Set problem:
Collect every line that includes the string "this".

Extracted material:
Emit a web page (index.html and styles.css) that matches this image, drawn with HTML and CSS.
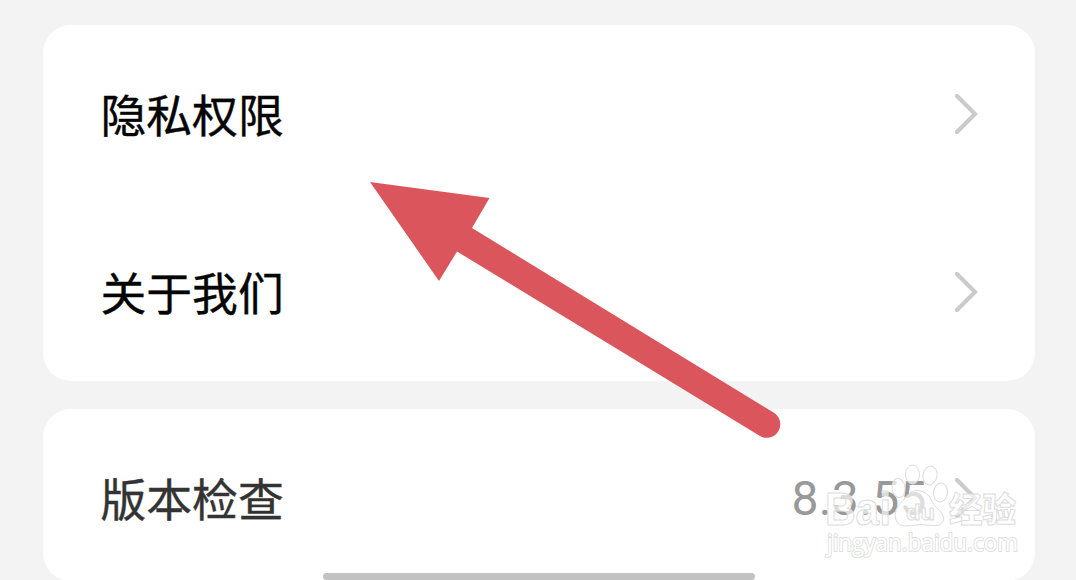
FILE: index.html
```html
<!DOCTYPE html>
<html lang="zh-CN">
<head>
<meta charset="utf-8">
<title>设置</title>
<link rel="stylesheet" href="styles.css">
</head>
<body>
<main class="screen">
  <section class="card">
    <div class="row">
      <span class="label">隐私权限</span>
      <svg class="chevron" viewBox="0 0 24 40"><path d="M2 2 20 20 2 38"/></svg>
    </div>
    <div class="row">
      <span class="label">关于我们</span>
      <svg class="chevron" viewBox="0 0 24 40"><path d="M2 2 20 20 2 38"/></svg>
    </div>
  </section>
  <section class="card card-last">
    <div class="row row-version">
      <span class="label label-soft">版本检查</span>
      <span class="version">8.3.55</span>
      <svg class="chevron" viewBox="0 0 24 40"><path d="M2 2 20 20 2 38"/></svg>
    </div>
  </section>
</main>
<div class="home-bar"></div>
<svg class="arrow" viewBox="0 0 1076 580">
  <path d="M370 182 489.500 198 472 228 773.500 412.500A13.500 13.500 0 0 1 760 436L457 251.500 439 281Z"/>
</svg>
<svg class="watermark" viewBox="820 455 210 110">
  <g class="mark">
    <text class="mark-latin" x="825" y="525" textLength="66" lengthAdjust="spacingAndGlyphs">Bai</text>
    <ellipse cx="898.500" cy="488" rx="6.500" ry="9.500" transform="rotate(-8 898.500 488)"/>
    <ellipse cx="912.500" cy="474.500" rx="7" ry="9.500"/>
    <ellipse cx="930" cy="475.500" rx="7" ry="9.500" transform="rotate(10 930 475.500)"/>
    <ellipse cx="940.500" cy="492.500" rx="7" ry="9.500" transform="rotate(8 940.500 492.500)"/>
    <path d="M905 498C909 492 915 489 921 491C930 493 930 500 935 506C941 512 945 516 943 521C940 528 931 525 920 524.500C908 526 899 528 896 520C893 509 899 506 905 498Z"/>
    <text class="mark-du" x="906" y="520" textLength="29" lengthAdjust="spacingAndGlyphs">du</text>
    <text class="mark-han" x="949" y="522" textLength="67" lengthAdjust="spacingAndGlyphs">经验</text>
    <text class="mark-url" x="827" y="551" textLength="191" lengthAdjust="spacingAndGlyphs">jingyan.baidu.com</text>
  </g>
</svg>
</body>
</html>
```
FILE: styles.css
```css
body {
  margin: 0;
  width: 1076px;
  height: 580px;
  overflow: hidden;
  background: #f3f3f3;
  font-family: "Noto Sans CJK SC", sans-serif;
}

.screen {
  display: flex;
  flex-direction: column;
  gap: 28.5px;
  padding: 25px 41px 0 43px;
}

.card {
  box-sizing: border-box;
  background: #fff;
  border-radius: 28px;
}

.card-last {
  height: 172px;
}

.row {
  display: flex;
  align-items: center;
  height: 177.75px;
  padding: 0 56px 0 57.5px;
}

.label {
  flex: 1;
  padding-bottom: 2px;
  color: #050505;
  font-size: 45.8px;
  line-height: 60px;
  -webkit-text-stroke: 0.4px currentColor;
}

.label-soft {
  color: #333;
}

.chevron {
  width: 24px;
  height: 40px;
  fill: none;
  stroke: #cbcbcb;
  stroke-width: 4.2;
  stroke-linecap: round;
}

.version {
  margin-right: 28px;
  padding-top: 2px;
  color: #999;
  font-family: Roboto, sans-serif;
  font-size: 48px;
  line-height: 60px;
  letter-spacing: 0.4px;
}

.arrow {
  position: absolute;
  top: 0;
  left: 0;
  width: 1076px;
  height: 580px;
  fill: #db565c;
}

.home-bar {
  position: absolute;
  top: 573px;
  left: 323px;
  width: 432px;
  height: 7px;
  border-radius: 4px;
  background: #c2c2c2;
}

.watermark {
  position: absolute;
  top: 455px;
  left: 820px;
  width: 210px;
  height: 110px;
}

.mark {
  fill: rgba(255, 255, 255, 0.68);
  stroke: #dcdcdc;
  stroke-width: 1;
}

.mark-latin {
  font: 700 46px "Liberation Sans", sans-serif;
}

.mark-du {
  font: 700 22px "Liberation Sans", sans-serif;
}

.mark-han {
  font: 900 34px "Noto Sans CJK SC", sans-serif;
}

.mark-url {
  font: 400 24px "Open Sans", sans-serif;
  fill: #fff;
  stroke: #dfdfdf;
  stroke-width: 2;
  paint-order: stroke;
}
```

...

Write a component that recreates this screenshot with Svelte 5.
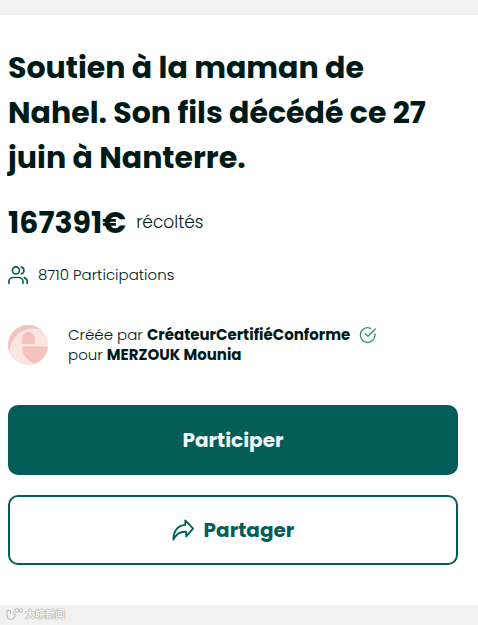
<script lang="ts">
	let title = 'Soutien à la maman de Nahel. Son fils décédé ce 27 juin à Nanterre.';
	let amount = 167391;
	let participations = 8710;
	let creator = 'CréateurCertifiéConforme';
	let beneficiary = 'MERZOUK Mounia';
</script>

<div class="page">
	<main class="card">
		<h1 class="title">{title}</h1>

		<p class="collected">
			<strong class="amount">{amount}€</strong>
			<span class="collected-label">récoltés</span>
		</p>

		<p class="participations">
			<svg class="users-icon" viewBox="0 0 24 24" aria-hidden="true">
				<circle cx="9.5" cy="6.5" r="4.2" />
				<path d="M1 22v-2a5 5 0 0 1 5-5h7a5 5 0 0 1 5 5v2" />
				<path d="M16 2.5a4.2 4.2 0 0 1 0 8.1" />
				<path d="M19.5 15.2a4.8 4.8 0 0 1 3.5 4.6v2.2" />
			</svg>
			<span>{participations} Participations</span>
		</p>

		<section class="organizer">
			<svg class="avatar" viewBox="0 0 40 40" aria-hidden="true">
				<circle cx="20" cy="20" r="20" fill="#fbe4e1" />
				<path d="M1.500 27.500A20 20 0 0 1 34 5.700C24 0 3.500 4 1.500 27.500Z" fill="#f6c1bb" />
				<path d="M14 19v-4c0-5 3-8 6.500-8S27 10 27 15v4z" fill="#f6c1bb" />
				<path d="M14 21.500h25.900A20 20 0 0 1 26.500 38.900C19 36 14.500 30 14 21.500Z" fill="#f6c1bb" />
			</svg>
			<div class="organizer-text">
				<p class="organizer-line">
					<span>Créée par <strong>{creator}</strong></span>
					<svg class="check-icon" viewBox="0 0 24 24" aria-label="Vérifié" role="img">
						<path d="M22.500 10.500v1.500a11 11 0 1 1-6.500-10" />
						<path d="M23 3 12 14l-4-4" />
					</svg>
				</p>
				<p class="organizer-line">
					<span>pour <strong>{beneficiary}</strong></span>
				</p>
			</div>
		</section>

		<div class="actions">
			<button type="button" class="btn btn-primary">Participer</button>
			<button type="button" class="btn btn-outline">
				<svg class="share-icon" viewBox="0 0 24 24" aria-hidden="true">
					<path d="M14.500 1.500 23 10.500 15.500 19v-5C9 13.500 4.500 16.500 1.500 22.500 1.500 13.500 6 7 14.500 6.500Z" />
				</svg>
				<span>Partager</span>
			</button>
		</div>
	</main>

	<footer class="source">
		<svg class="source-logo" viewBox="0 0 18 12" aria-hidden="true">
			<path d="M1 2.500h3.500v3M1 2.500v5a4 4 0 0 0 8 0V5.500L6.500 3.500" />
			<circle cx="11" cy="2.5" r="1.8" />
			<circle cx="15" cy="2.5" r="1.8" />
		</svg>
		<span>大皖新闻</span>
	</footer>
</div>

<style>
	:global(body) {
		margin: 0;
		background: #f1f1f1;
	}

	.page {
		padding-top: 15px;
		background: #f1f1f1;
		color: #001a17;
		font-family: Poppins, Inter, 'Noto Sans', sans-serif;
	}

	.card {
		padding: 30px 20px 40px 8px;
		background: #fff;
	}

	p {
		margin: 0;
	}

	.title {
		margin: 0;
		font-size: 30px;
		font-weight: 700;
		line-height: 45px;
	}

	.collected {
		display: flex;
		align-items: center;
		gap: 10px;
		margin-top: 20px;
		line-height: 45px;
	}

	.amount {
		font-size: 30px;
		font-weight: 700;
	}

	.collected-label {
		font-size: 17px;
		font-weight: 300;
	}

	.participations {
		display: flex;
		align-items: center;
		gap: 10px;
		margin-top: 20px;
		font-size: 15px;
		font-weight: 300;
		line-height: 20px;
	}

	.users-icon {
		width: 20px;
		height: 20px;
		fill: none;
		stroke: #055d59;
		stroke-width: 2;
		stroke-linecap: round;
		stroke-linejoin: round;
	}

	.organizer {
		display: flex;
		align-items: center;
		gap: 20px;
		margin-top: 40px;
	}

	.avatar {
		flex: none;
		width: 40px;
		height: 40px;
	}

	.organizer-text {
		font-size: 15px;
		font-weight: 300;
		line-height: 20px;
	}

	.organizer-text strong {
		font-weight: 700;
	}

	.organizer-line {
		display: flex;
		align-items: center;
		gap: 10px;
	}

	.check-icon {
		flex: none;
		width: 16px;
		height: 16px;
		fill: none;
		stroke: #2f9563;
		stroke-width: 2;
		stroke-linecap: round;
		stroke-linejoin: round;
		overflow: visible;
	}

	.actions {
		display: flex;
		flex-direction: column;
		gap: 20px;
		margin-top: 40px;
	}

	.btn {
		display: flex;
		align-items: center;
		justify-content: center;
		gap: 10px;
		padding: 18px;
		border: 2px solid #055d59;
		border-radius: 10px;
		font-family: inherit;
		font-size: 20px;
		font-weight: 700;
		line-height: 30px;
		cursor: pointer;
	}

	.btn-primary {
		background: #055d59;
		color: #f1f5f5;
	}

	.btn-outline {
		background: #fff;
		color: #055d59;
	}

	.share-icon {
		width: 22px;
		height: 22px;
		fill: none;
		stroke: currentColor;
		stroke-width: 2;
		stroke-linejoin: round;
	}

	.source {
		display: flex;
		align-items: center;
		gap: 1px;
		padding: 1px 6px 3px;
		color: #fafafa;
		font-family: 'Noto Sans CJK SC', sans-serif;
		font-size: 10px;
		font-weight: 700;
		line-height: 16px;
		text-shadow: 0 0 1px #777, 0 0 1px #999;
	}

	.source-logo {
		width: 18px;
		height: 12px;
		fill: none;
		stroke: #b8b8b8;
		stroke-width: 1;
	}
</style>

Task output:
Emit a web page (index.html and styles.css) that matches this image, drawn with HTML and CSS.
Write a component that recreates this screenshot with Svelte 5.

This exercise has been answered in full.